Exercise directions
Leave out the pictures, and retype only the lines from the beginning of the material through the line that contains "const items = ['Apples', 'Bananas', 'Oranges', 'Grapes'];", including both.

Data excerpt
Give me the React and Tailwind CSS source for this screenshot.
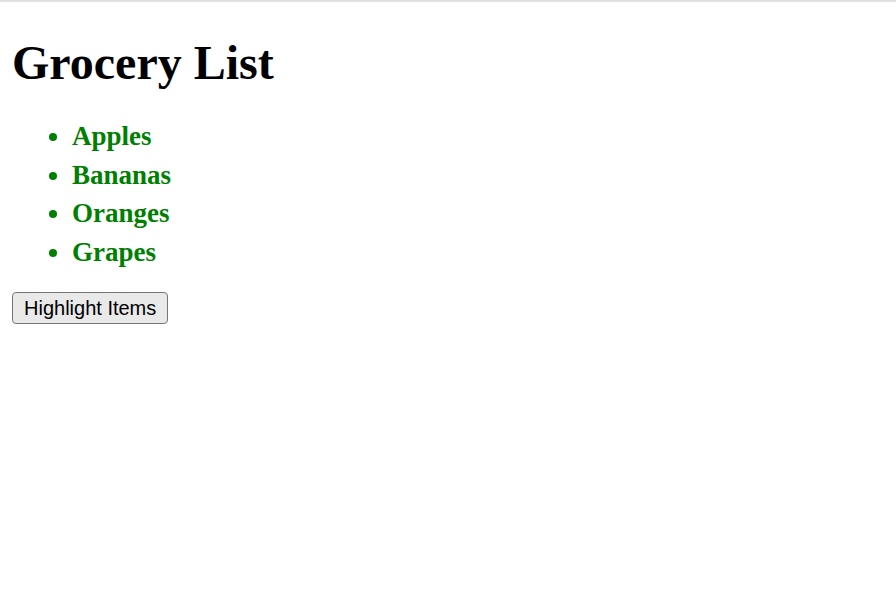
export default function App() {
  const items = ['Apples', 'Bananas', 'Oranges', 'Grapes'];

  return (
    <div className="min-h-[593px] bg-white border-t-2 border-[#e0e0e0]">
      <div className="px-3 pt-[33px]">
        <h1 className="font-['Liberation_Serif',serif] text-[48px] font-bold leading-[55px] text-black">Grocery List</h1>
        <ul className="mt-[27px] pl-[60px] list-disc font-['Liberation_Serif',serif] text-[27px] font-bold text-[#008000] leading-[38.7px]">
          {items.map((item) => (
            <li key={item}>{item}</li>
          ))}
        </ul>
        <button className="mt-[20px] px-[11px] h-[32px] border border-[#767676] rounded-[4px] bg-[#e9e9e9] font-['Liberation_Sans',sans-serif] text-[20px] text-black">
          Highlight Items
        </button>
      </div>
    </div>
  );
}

Response to this exercise
Give me the React and Tailwind CSS source for this screenshot.
export default function App() {
  const items = ['Apples', 'Bananas', 'Oranges', 'Grapes'];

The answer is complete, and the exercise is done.